======== INFORMATION SHOWN
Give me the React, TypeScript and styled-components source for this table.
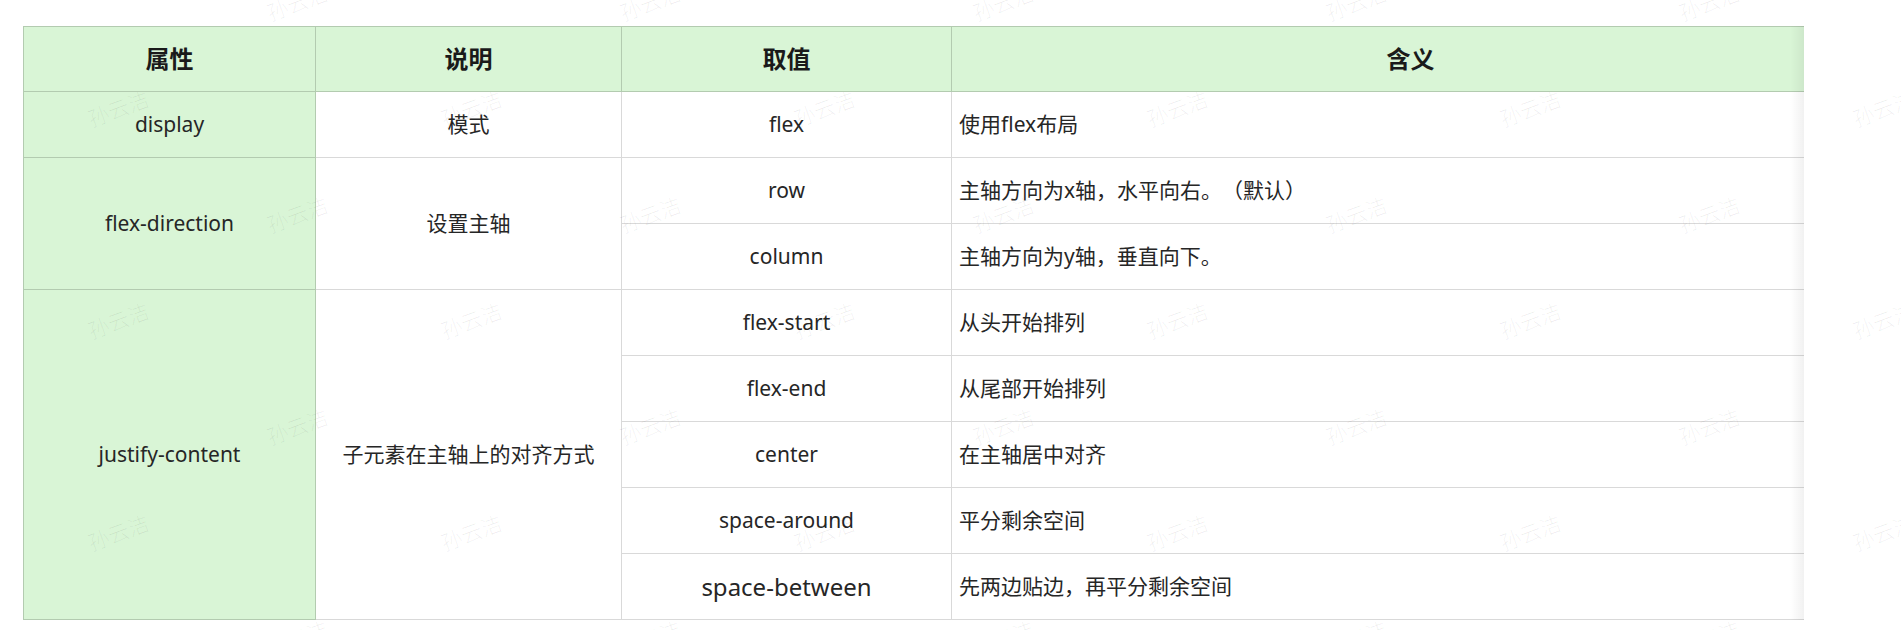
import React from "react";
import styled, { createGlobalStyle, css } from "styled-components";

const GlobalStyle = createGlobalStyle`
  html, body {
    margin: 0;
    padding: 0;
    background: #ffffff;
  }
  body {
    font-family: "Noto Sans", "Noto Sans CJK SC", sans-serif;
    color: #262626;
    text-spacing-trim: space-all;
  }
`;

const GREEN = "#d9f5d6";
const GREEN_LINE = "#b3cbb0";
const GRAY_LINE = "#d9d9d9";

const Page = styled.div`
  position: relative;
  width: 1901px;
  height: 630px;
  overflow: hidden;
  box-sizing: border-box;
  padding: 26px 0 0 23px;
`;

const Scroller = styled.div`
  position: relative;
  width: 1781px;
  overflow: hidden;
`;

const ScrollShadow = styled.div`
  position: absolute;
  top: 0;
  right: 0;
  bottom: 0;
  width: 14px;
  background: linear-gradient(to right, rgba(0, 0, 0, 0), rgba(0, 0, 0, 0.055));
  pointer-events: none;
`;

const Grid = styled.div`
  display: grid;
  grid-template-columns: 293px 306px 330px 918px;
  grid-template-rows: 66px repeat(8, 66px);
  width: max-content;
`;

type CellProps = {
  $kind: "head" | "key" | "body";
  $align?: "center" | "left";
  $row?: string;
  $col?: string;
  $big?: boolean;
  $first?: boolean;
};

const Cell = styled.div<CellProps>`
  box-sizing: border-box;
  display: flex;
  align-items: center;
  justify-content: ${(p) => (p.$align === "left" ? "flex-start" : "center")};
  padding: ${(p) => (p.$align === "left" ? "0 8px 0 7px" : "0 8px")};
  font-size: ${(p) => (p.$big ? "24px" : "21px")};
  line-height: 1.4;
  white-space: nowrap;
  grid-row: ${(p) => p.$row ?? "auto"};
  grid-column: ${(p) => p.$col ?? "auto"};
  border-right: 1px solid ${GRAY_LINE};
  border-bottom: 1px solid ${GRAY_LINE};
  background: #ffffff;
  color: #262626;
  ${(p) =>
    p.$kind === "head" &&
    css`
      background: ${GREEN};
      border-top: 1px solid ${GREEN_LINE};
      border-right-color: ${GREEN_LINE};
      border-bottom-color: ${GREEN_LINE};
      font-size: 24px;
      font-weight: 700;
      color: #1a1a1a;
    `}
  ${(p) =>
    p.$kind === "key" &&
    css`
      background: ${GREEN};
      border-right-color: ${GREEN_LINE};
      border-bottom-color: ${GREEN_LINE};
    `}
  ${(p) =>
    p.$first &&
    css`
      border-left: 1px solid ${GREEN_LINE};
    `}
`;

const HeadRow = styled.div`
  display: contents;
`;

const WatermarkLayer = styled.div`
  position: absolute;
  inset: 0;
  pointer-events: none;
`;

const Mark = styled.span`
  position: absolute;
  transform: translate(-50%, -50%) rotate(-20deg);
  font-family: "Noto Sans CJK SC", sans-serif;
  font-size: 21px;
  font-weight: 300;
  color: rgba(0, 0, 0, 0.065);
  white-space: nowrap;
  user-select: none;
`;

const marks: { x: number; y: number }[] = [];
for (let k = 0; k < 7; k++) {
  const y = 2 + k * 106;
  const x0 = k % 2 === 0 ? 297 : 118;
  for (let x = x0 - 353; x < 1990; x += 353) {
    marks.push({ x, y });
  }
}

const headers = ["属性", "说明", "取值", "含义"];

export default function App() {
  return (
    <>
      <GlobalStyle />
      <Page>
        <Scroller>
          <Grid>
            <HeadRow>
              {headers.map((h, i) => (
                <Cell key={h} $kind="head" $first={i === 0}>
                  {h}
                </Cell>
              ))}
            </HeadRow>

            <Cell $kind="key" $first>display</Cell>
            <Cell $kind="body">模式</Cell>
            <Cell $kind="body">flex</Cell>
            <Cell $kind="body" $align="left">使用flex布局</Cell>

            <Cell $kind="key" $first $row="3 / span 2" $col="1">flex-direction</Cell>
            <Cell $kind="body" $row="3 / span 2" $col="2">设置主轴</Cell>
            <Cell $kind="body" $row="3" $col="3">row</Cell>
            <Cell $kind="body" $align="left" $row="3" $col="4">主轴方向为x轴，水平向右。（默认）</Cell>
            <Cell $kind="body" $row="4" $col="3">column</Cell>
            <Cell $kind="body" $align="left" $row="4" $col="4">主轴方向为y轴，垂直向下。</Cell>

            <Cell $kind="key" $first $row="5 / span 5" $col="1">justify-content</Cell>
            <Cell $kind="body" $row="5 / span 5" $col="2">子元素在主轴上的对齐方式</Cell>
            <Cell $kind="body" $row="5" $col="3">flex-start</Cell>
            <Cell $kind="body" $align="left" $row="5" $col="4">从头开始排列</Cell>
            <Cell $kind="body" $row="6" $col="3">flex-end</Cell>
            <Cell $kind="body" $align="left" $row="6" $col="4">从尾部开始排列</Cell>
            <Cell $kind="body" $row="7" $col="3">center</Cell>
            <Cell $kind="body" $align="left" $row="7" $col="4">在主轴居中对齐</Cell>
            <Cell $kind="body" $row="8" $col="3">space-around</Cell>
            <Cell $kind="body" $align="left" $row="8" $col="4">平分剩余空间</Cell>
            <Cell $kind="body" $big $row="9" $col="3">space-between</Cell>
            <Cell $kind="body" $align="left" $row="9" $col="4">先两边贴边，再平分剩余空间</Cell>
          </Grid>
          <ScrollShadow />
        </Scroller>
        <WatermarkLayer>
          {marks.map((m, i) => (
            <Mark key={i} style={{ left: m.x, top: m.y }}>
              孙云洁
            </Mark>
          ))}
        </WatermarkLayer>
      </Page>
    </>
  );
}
================
Every line should be retyped exactly, with the pictures omitted.

Give me the React, TypeScript and styled-components source for this table.
import React from "react";
import styled, { createGlobalStyle, css } from "styled-components";

const GlobalStyle = createGlobalStyle`
  html, body {
    margin: 0;
    padding: 0;
    background: #ffffff;
  }
  body {
    font-family: "Noto Sans", "Noto Sans CJK SC", sans-serif;
    color: #262626;
    text-spacing-trim: space-all;
  }
`;

const GREEN = "#d9f5d6";
const GREEN_LINE = "#b3cbb0";
const GRAY_LINE = "#d9d9d9";

const Page = styled.div`
  position: relative;
  width: 1901px;
  height: 630px;
  overflow: hidden;
  box-sizing: border-box;
  padding: 26px 0 0 23px;
`;

const Scroller = styled.div`
  position: relative;
  width: 1781px;
  overflow: hidden;
`;

const ScrollShadow = styled.div`
  position: absolute;
  top: 0;
  right: 0;
  bottom: 0;
  width: 14px;
  background: linear-gradient(to right, rgba(0, 0, 0, 0), rgba(0, 0, 0, 0.055));
  pointer-events: none;
`;

const Grid = styled.div`
  display: grid;
  grid-template-columns: 293px 306px 330px 918px;
  grid-template-rows: 66px repeat(8, 66px);
  width: max-content;
`;

type CellProps = {
  $kind: "head" | "key" | "body";
  $align?: "center" | "left";
  $row?: string;
  $col?: string;
  $big?: boolean;
  $first?: boolean;
};

const Cell = styled.div<CellProps>`
  box-sizing: border-box;
  display: flex;
  align-items: center;
  justify-content: ${(p) => (p.$align === "left" ? "flex-start" : "center")};
  padding: ${(p) => (p.$align === "left" ? "0 8px 0 7px" : "0 8px")};
  font-size: ${(p) => (p.$big ? "24px" : "21px")};
  line-height: 1.4;
  white-space: nowrap;
  grid-row: ${(p) => p.$row ?? "auto"};
  grid-column: ${(p) => p.$col ?? "auto"};
  border-right: 1px solid ${GRAY_LINE};
  border-bottom: 1px solid ${GRAY_LINE};
  background: #ffffff;
  color: #262626;
  ${(p) =>
    p.$kind === "head" &&
    css`
      background: ${GREEN};
      border-top: 1px solid ${GREEN_LINE};
      border-right-color: ${GREEN_LINE};
      border-bottom-color: ${GREEN_LINE};
      font-size: 24px;
      font-weight: 700;
      color: #1a1a1a;
    `}
  ${(p) =>
    p.$kind === "key" &&
    css`
      background: ${GREEN};
      border-right-color: ${GREEN_LINE};
      border-bottom-color: ${GREEN_LINE};
    `}
  ${(p) =>
    p.$first &&
    css`
      border-left: 1px solid ${GREEN_LINE};
    `}
`;

const HeadRow = styled.div`
  display: contents;
`;

const WatermarkLayer = styled.div`
  position: absolute;
  inset: 0;
  pointer-events: none;
`;

const Mark = styled.span`
  position: absolute;
  transform: translate(-50%, -50%) rotate(-20deg);
  font-family: "Noto Sans CJK SC", sans-serif;
  font-size: 21px;
  font-weight: 300;
  color: rgba(0, 0, 0, 0.065);
  white-space: nowrap;
  user-select: none;
`;

const marks: { x: number; y: number }[] = [];
for (let k = 0; k < 7; k++) {
  const y = 2 + k * 106;
  const x0 = k % 2 === 0 ? 297 : 118;
  for (let x = x0 - 353; x < 1990; x += 353) {
    marks.push({ x, y });
  }
}

const headers = ["属性", "说明", "取值", "含义"];

export default function App() {
  return (
    <>
      <GlobalStyle />
      <Page>
        <Scroller>
          <Grid>
            <HeadRow>
              {headers.map((h, i) => (
                <Cell key={h} $kind="head" $first={i === 0}>
                  {h}
                </Cell>
              ))}
            </HeadRow>

            <Cell $kind="key" $first>display</Cell>
            <Cell $kind="body">模式</Cell>
            <Cell $kind="body">flex</Cell>
            <Cell $kind="body" $align="left">使用flex布局</Cell>

            <Cell $kind="key" $first $row="3 / span 2" $col="1">flex-direction</Cell>
            <Cell $kind="body" $row="3 / span 2" $col="2">设置主轴</Cell>
            <Cell $kind="body" $row="3" $col="3">row</Cell>
            <Cell $kind="body" $align="left" $row="3" $col="4">主轴方向为x轴，水平向右。（默认）</Cell>
            <Cell $kind="body" $row="4" $col="3">column</Cell>
            <Cell $kind="body" $align="left" $row="4" $col="4">主轴方向为y轴，垂直向下。</Cell>

            <Cell $kind="key" $first $row="5 / span 5" $col="1">justify-content</Cell>
            <Cell $kind="body" $row="5 / span 5" $col="2">子元素在主轴上的对齐方式</Cell>
            <Cell $kind="body" $row="5" $col="3">flex-start</Cell>
            <Cell $kind="body" $align="left" $row="5" $col="4">从头开始排列</Cell>
            <Cell $kind="body" $row="6" $col="3">flex-end</Cell>
            <Cell $kind="body" $align="left" $row="6" $col="4">从尾部开始排列</Cell>
            <Cell $kind="body" $row="7" $col="3">center</Cell>
            <Cell $kind="body" $align="left" $row="7" $col="4">在主轴居中对齐</Cell>
            <Cell $kind="body" $row="8" $col="3">space-around</Cell>
            <Cell $kind="body" $align="left" $row="8" $col="4">平分剩余空间</Cell>
            <Cell $kind="body" $big $row="9" $col="3">space-between</Cell>
            <Cell $kind="body" $align="left" $row="9" $col="4">先两边贴边，再平分剩余空间</Cell>
          </Grid>
          <ScrollShadow />
        </Scroller>
        <WatermarkLayer>
          {marks.map((m, i) => (
            <Mark key={i} style={{ left: m.x, top: m.y }}>
              孙云洁
            </Mark>
          ))}
        </WatermarkLayer>
      </Page>
    </>
  );
}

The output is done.